The GPS tracks lived in the same SQLite database.

Each track was stored as a GeoJSON document containing coordinates, waypoints, and metadata.

gps_tracks
├── id
├── package_id
├── track_name
├── geojson ← plaintext GeoJSON
└── ...

Exporting the rows and saving them as .geojson files made them immediately usable in GIS tools, mapping software, and GPS devices.

Unlike the PDF, there wasn’t even an encryption layer to remove. The data was already sitting in a directly usable format.

Again, the download restriction became largely irrelevant once the content had been delivered.

The underlying issue is a misplaced trust boundary.

The content protection model assumes the device is effectively a black box. On a typical unrooted phone, that’s not an unreasonable assumption. On a rooted device, it falls apart quickly.

To be fair to the developers, storing the PDF password locally is not necessarily careless design. The app is built around offline use. If someone is using the guide in a remote area with no connectivity, the application still needs to be able to open the document and display the tracks.

That creates a fundamental challenge: the content and the mechanism required to unlock it must both exist on the device.

There is no perfect solution to that problem.

A sufficiently motivated user who controls the device can eventually extract whatever the application needs to render. Root access, dynamic instrumentation, and enough patience are usually enough.
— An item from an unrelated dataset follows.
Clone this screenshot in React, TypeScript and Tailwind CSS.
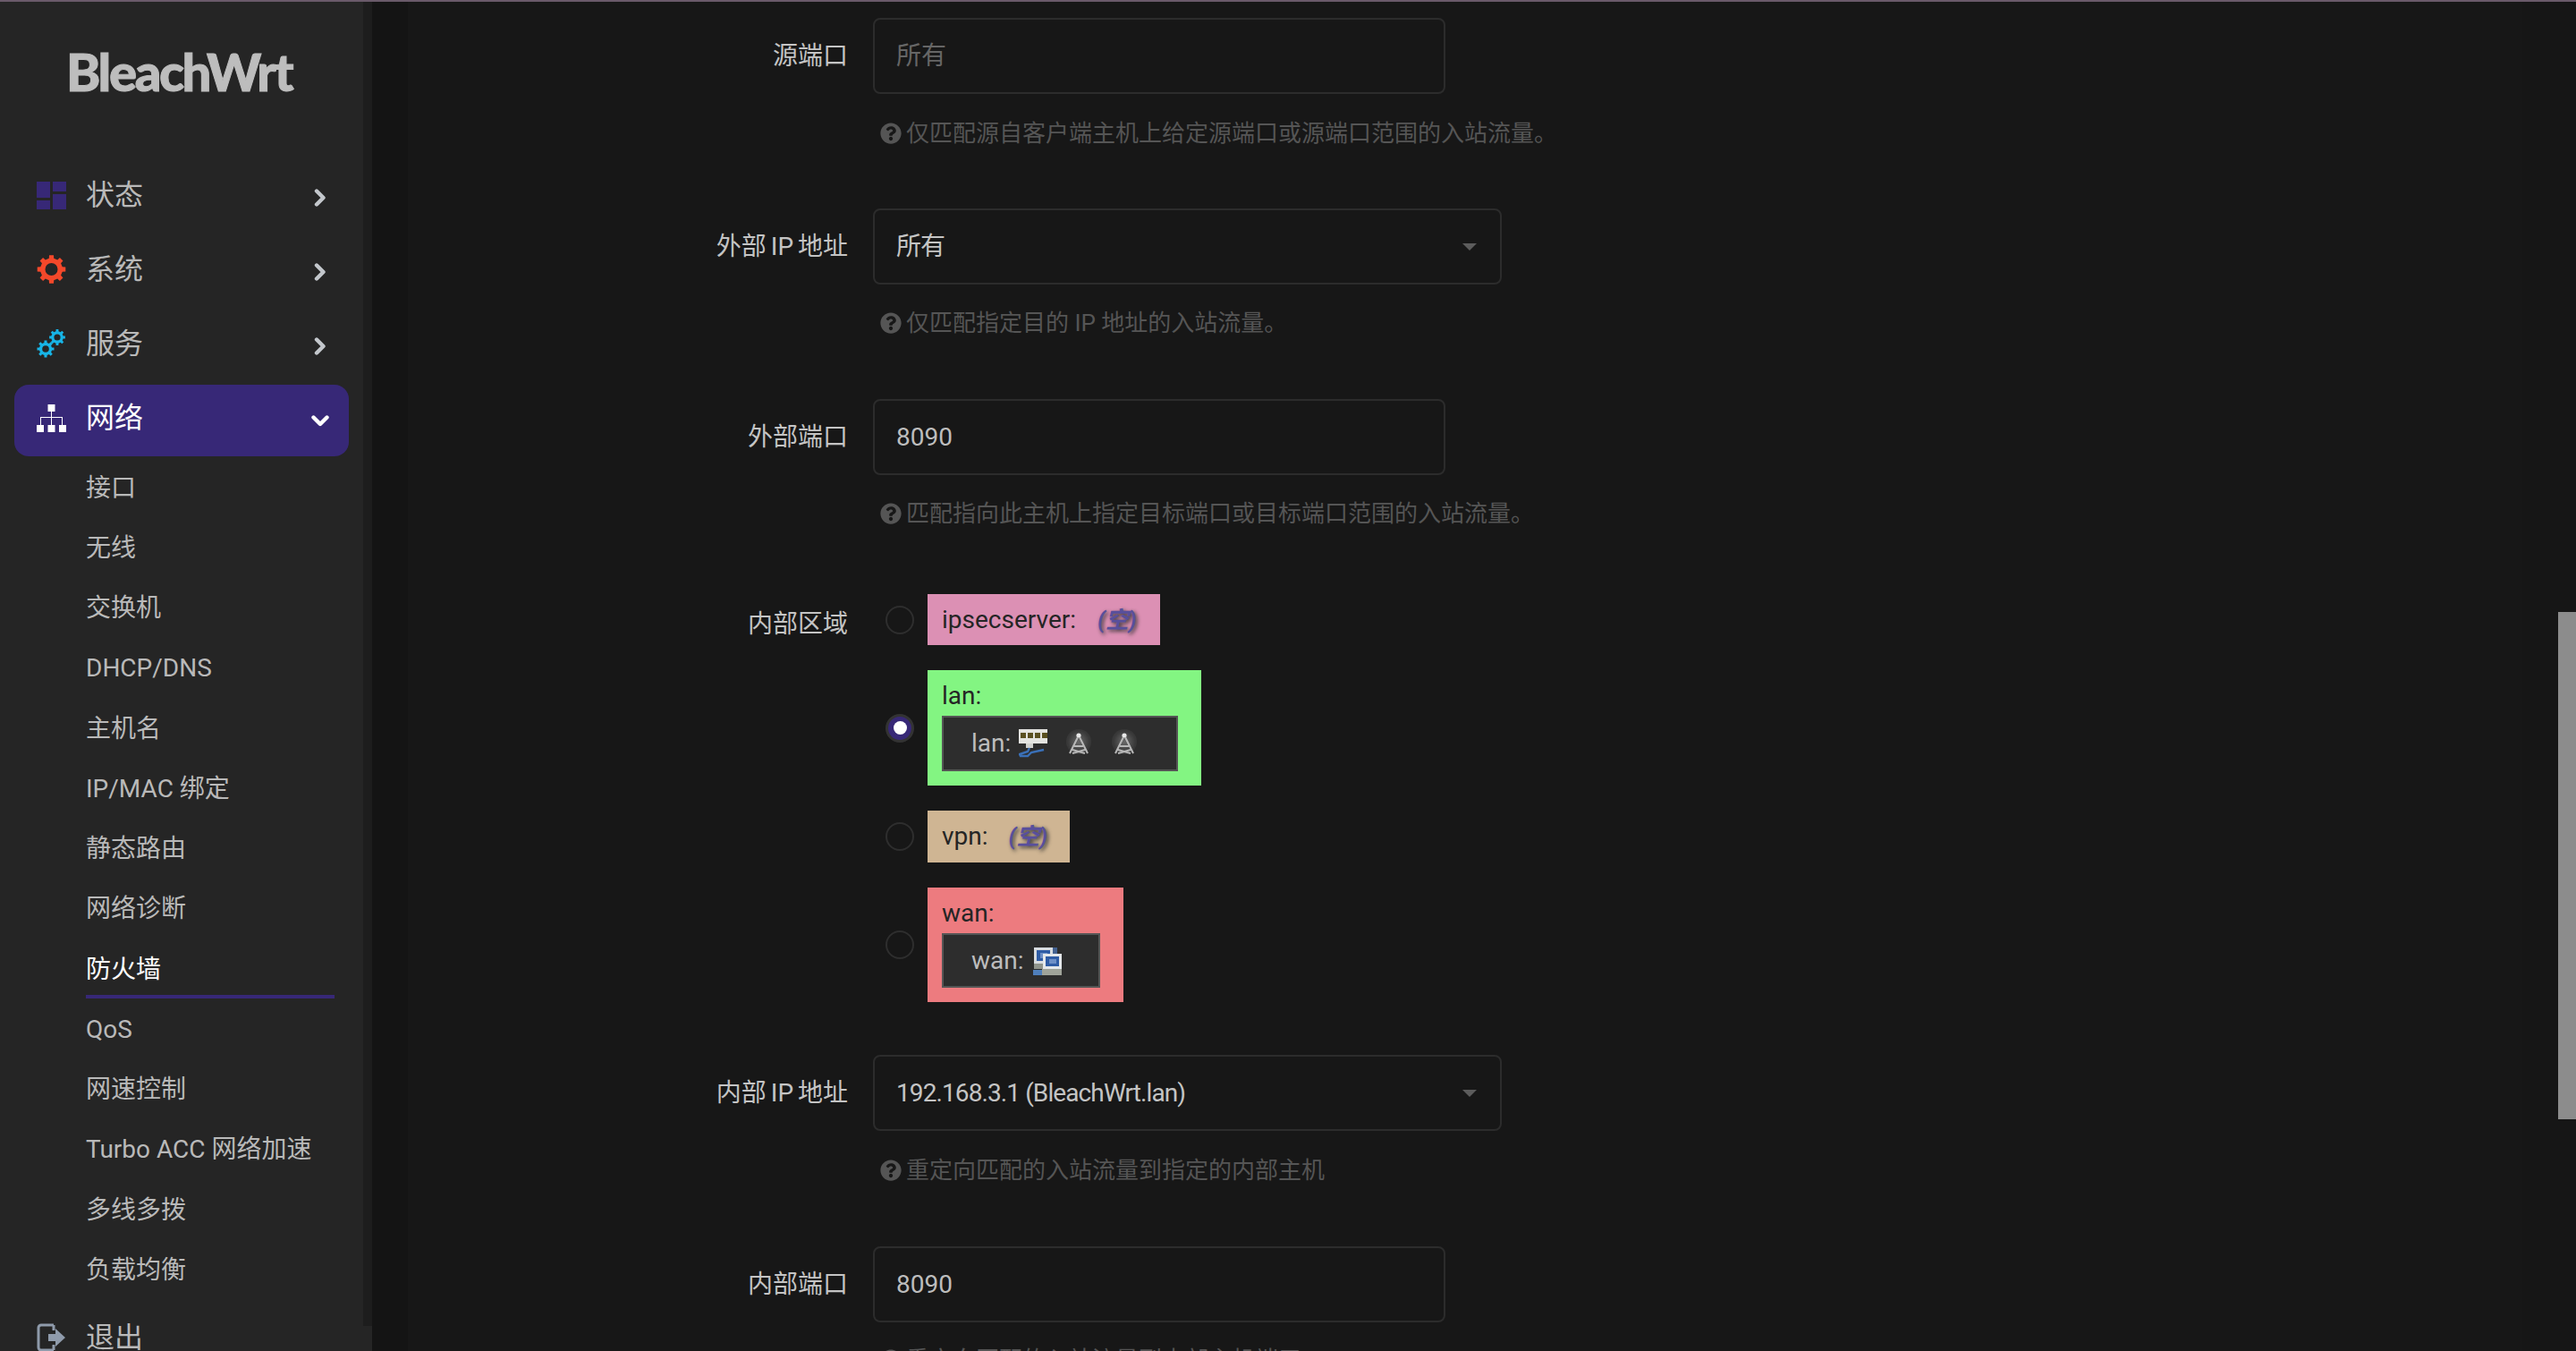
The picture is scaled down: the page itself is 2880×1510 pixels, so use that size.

The goal therefore isn’t to make extraction impossible. The goal is to make it expensive enough that casual users don’t bother.

A few improvements could have raised the bar considerably:

  • Encrypt the database. Solutions such as SQLCipher would not prevent extraction, but they would force an attacker to recover the key rather than simply opening the database in a GUI tool.

  • Obfuscate the application. The app appeared to ship with minimal obfuscation, making it straightforward to locate relevant code paths through static analysis. Obfuscation is not security, but it does increase effort.

  • Derive secrets at runtime. Rather than storing a PDF password directly, the application could derive it from a combination of Keystore-backed secrets, installation-specific values, and server-provided material. A determined attacker could still recover it during execution, but the database alone would no longer be sufficient.

  • Encrypt content consistently. The GPS tracks were stored entirely in plaintext. Encrypting them using the same mechanism as the PDF would at least provide a consistent protection model.

None of these measures would stop a determined adversary. They simply move the attack from “open a database” to “reverse engineer an application.”

For many commercial content products, that’s often good enough.

The server-side download limit itself appeared reasonable. The problem was that once the content reached the device, the protection effectively ended there.

I would classify this primarily as a weakness in content protection rather than a traditional security vulnerability.

I was only able to access content that I had legitimately purchased. No backend systems were compromised, no authentication controls were bypassed, and no other users’ data was exposed.

The practical impact is that a purchaser with control of their device can extract and redistribute the downloaded assets, undermining the intended device-limit model.

The findings were reported through the vendor’s official contact channel.

I did not attempt to bypass payment mechanisms, access content I had not purchased, or redistribute the extracted material. Testing was limited to content associated with my own account.

As of publication, I have not received a response or confirmation that the issues have been addressed.